The building was not well kept and the services not well attended. The water system was bad, and most days the air smelled of sulfur. We sang psalms with no instrumentation, and although many tried to sing in four-part harmony, the loudest were tone deaf. When my family first joined the church, Communion was only observed every quarter. John 4:23 was often quoted in sermons defending the simplicity of our worship service: “True worshipers will worship the Father in spirit and truth.” We did not want to follow in the way of the Samaritans, let alone the Romanizing Anglicans. Many would have said we were heirs to the radical Zwingli, or the pedantic Calvin. But there was more to that church than met the eye.
There was an unlocked mudroom in the basement, which sometimes served as an overnight motel for a local homeless man. One morning, the man wandered drunkenly upstairs during a Communion service, fell asleep on a pew, and then suddenly woke, clamouring, “Cheese! Where is my cheese?” The elders did not agree to this eucharistic substitution, but they calmed him and fed him the leftover elements. At the time, I was unsettled. But looking back now, I marvel at the episode. The congregation didn’t shame him. They didn’t worry that he had desecrated the elements. As far as I know, they didn’t even regret leaving the mudroom unlocked. They just fed him grace.
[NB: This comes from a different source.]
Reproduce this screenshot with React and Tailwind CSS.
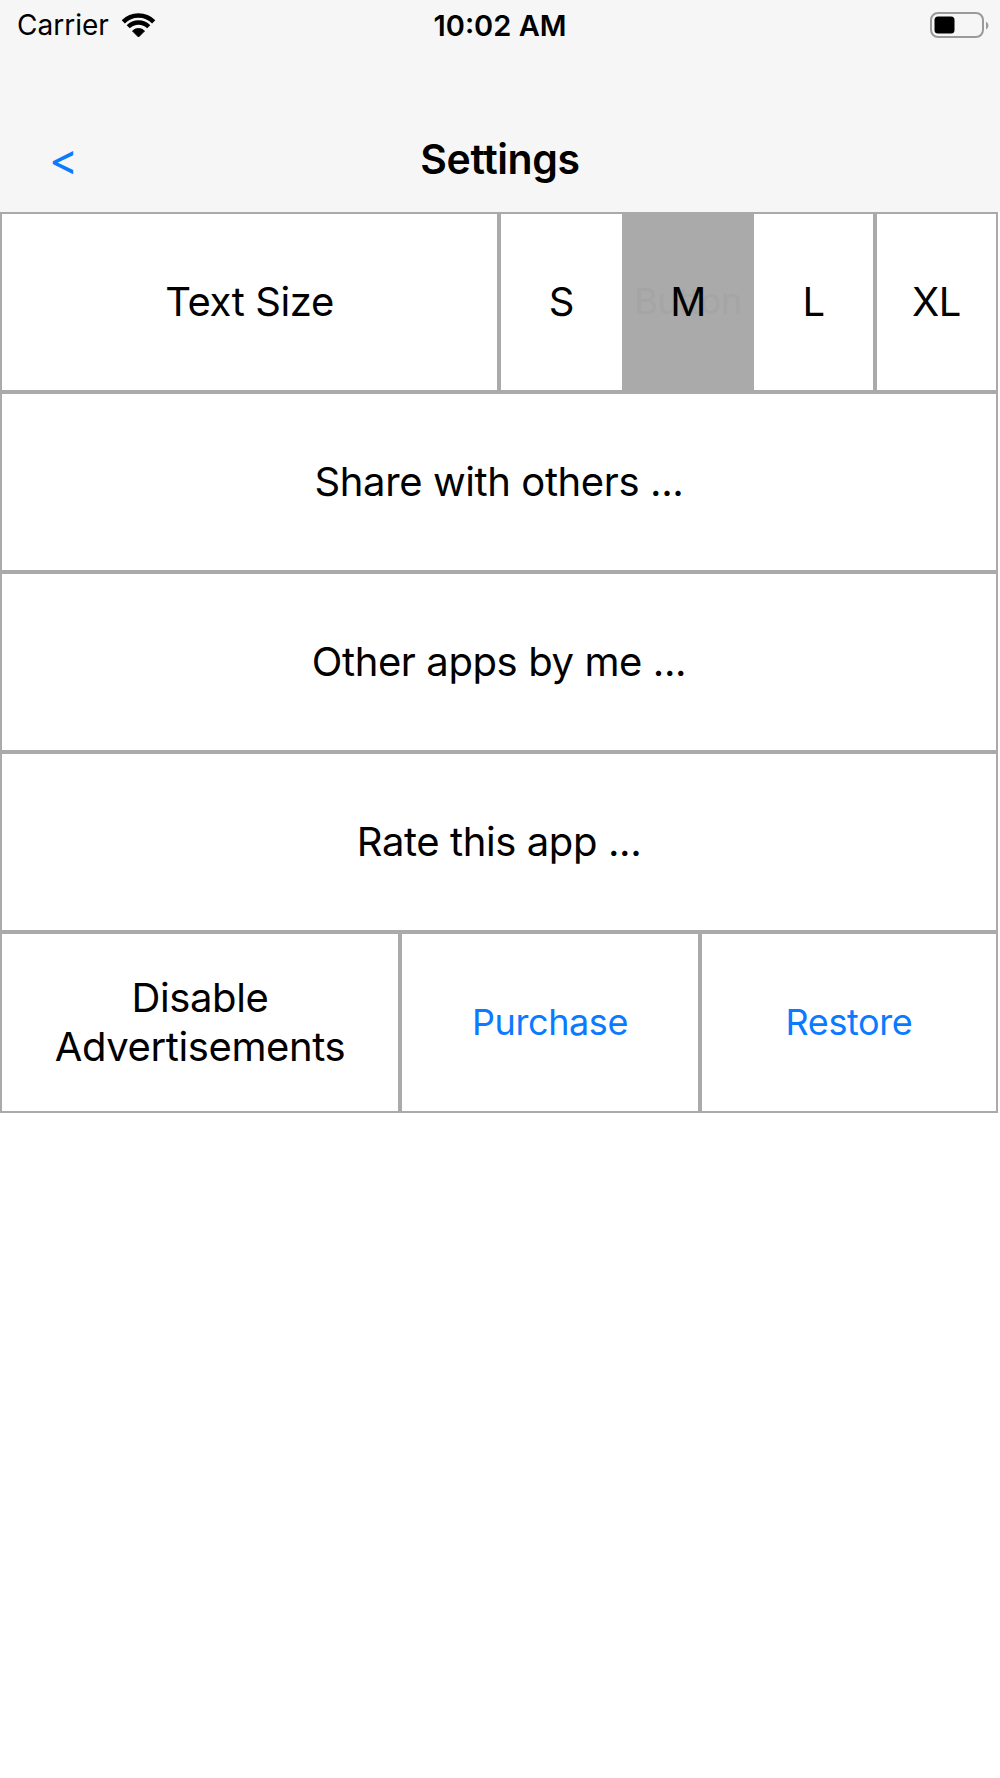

At its best, Protestantism offers a simple regimen of grace. Perhaps we could benefit from adding a feast day or three to our liturgical calendars, but the singular focus on what matters most may be the tradition’s greatest virtue. Strip everything away, and one can see the grace at the heart of things. External aids are useful pedagogies. Sunlit stained-glass windows beam down colourful shadows of saints—sacred and secular. They can become their own visual piece of the liturgy.
But as John’s Gospel reminds us so often, these signs and wonders should point us to Jesus. Jesus in an ornate golden basilica. Jesus in a pristine Gothic chapel. Jesus in a dilapidated Covenanter church. Jesus in the shadow of Mary. Jesus in the tone deaf. Jesus in the trespassing drunk. We simply need the eyes to see through the excess to the ordinary grace within.